During few weeks without the information overload I discovered that:

• Having the overview and discussing the current affairs personally as an unbiased listener is more liberating than analysing the text alone behind the screens.

• The categorization of received news reveals those which simply interpret the source and those which really generate the original information.

• Working on a computer presents a risk of being distracted by reading various articles and clicking on random links. Their reduction increases my productivity and I am able to be more focused on my tasks, without temptation of countless distractions.

• Ignorance is bliss. It eliminates the prejudices, teaches us not to be opinionated nor to ask the right question.

• Any form of “decentralization” of receiving information eliminates the manipulation of thinking.

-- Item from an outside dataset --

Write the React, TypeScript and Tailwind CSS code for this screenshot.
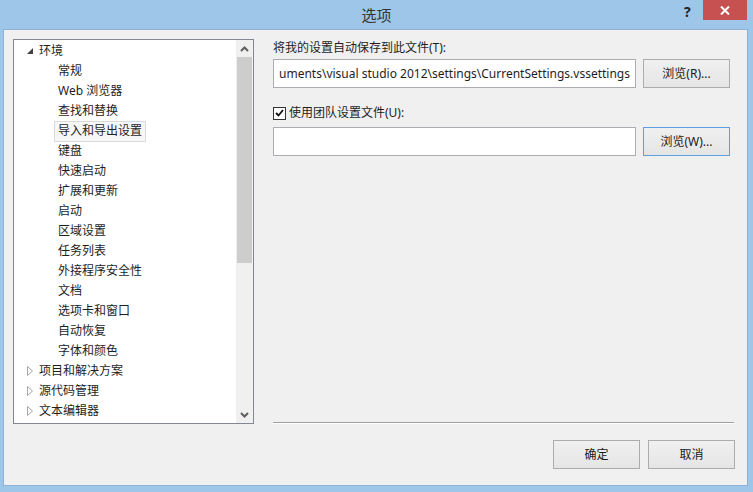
import React from "react";

const font = { fontFamily: '"Noto Sans", "Noto Sans CJK SC", sans-serif' };

type Node = { label: string; level: 0 | 1; expander?: "open" | "closed"; selected?: boolean };

const nodes: Node[] = [
  { label: "环境", level: 0, expander: "open" },
  { label: "常规", level: 1 },
  { label: "Web 浏览器", level: 1 },
  { label: "查找和替换", level: 1 },
  { label: "导入和导出设置", level: 1, selected: true },
  { label: "键盘", level: 1 },
  { label: "快速启动", level: 1 },
  { label: "扩展和更新", level: 1 },
  { label: "启动", level: 1 },
  { label: "区域设置", level: 1 },
  { label: "任务列表", level: 1 },
  { label: "外接程序安全性", level: 1 },
  { label: "文档", level: 1 },
  { label: "选项卡和窗口", level: 1 },
  { label: "自动恢复", level: 1 },
  { label: "字体和颜色", level: 1 },
  { label: "项目和解决方案", level: 0, expander: "closed" },
  { label: "源代码管理", level: 0, expander: "closed" },
  { label: "文本编辑器", level: 0, expander: "closed" },
];

function Expander({ kind }: { kind?: "open" | "closed" }) {
  if (kind === "open") {
    return (
      <svg width="6" height="6" viewBox="0 0 6 6" className="shrink-0">
        <polygon points="6,0 6,6 0,6" fill="#404040" />
      </svg>
    );
  }
  return (
    <svg width="6" height="10" viewBox="0 0 6 10" className="shrink-0">
      <polygon points="0.5,0.5 5.5,5 0.5,9.5" fill="none" stroke="#a6a6a6" />
    </svg>
  );
}

function Button({ children, focused }: { children: React.ReactNode; focused?: boolean }) {
  return (
    <div
      className={`w-[87px] h-[29px] flex items-center justify-center text-[12px] text-[#1a1a1a] border bg-gradient-to-b from-[#f0f0f0] to-[#e5e5e5] ${
        focused ? "border-[#5b9fe2]" : "border-[#acacac]"
      }`}
    >
      {children}
    </div>
  );
}

export default function App() {
  return (
    <div className="w-[753px] h-[492px] bg-[#9ec6e9] flex flex-col overflow-hidden select-none" style={font}>
      {/* Title bar */}
      <div className="h-[29px] relative flex items-center justify-center">
        <span className="text-[15px] text-[#333] pt-[1px]">选项</span>
        <span className="absolute left-[684px] top-[1px] text-[14px] font-bold text-[#222]">?</span>
        <div className="absolute left-[703px] top-0 w-[44px] h-[20px] bg-[#c75050] flex items-center justify-center">
          <svg width="10" height="9" viewBox="0 0 10 9">
            <path d="M1 0.5 L9 8.5 M9 0.5 L1 8.5" stroke="#fff" strokeWidth="2" />
          </svg>
        </div>
      </div>

      {/* Client area */}
      <div className="ml-[3px] w-[745px] h-[457px] border border-[#8db2d6] bg-[#f0f0f0] flex flex-col">
        <div className="flex mt-[9px] ml-[9px] h-[385px]">
          {/* Tree */}
          <div className="w-[241px] h-[385px] border border-[#828790] bg-white flex">
            <div className="flex-1 pt-[1px] overflow-hidden">
              {nodes.map((n) => (
                <div key={n.label} className="h-[20px] flex items-center text-[12px] text-[#1e1e1e]">
                  {n.level === 0 ? (
                    <>
                      <div className="w-[25px] flex justify-end pr-[6px]">
                        <Expander kind={n.expander} />
                      </div>
                      <span>{n.label}</span>
                    </>
                  ) : n.selected ? (
                    <span className="ml-[40px] px-[3px] h-[21px] flex items-center border border-[#dadada] bg-[#f7f7f7]">
                      {n.label}
                    </span>
                  ) : (
                    <span className="ml-[44px]">{n.label}</span>
                  )}
                </div>
              ))}
            </div>
            {/* Scrollbar */}
            <div className="w-[17px] bg-[#f0f0f0] flex flex-col">
              <div className="h-[17px] flex items-center justify-center">
                <svg width="9" height="6" viewBox="0 0 9 6">
                  <path d="M1 5 L4.5 1.5 L8 5" fill="none" stroke="#606060" strokeWidth="2" />
                </svg>
              </div>
              <div className="mx-[1px] h-[206px] bg-[#cdcdcd]" />
              <div className="flex-1" />
              <div className="h-[17px] flex items-center justify-center">
                <svg width="9" height="6" viewBox="0 0 9 6">
                  <path d="M1 1 L4.5 4.5 L8 1" fill="none" stroke="#606060" strokeWidth="2" />
                </svg>
              </div>
            </div>
          </div>

          {/* Right panel */}
          <div className="ml-[19px] w-[461px] flex flex-col text-[12px] text-[#1e1e1e]">
            <div className="h-[18px] leading-[18px]">将我的设置自动保存到此文件(T):</div>
            <div className="mt-[2px] flex gap-[7px]">
              <div className="w-[363px] h-[29px] border border-[#abadb3] bg-white flex items-center justify-end overflow-hidden pr-[5px]">
                <span className="whitespace-nowrap text-[12px] text-[#1e1e1e]">
                  uments\visual studio 2012\settings\CurrentSettings.vssettings
                </span>
              </div>
              <Button>浏览(R)...</Button>
            </div>
            <div className="mt-[16px] h-[18px] flex items-center gap-[3px]">
              <div className="w-[13px] h-[13px] border border-[#333] bg-white flex items-center justify-center">
                <svg width="9" height="8" viewBox="0 0 9 8">
                  <path d="M1 4 L3.5 6.5 L8 1" fill="none" stroke="#111" strokeWidth="1.8" />
                </svg>
              </div>
              <span>使用团队设置文件(U):</span>
            </div>
            <div className="mt-[5px] flex gap-[7px] items-end">
              <div className="w-[363px] h-[29px] border border-[#abadb3] bg-white" />
              <div className="-mt-[1px]">
                <Button focused>浏览(W)...</Button>
              </div>
            </div>
            <div className="flex-1" />
            <div className="border-t border-[#a0a0a0] border-b border-b-white" />
          </div>
        </div>

        {/* Bottom buttons */}
        <div className="mt-[16px] flex justify-end gap-[8px] pr-[12px]">
          <Button>确定</Button>
          <Button>取消</Button>
        </div>
      </div>
    </div>
  );
}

We are being indoctrinated by a fear agenda to excessively consume media, television and radio. Let’s not forget that a frightened mind can be easily manipulated, which is used by both political power and corporates. Few of the wealthiest IT companies with a monopoly set the global opinions. They decide which information we receive; thus, they have boundless power. Because we don’t care. We consider the freedom of speech as a right without any duties and responsibilities and meanwhile it slips through our fingers.
"We consider the freedom of speech as a right without any duties and responsibilities and meanwhile it slips through our fingers."
We have entered the Lent, the time for reflection. Can we still function without daily information stimuli? Are we in control of our addictions?
Simply being a consumer or a polemicist gives us the feeling of importance and significance. However, it ends up paralysing us, because we don’t dedicate the time to substantial needs of our life such as personal development or relationships. 
We are overwhelmed by manifesting the acquired information and consequently, leading a dialogue becomes a professional discipline.
Is that really so? Or do we want it to be this way and willingly participate in this game?
Aren’t we losing the ability to confront consumed information and compare it with reality?
Are we staying on the top of the virtual world of sensation?
Are we able to have an unbiased dialogue?

If we really mean it, the Silent March can be the ideal entrance into the "digital ecology".

So, are you up to a month without news?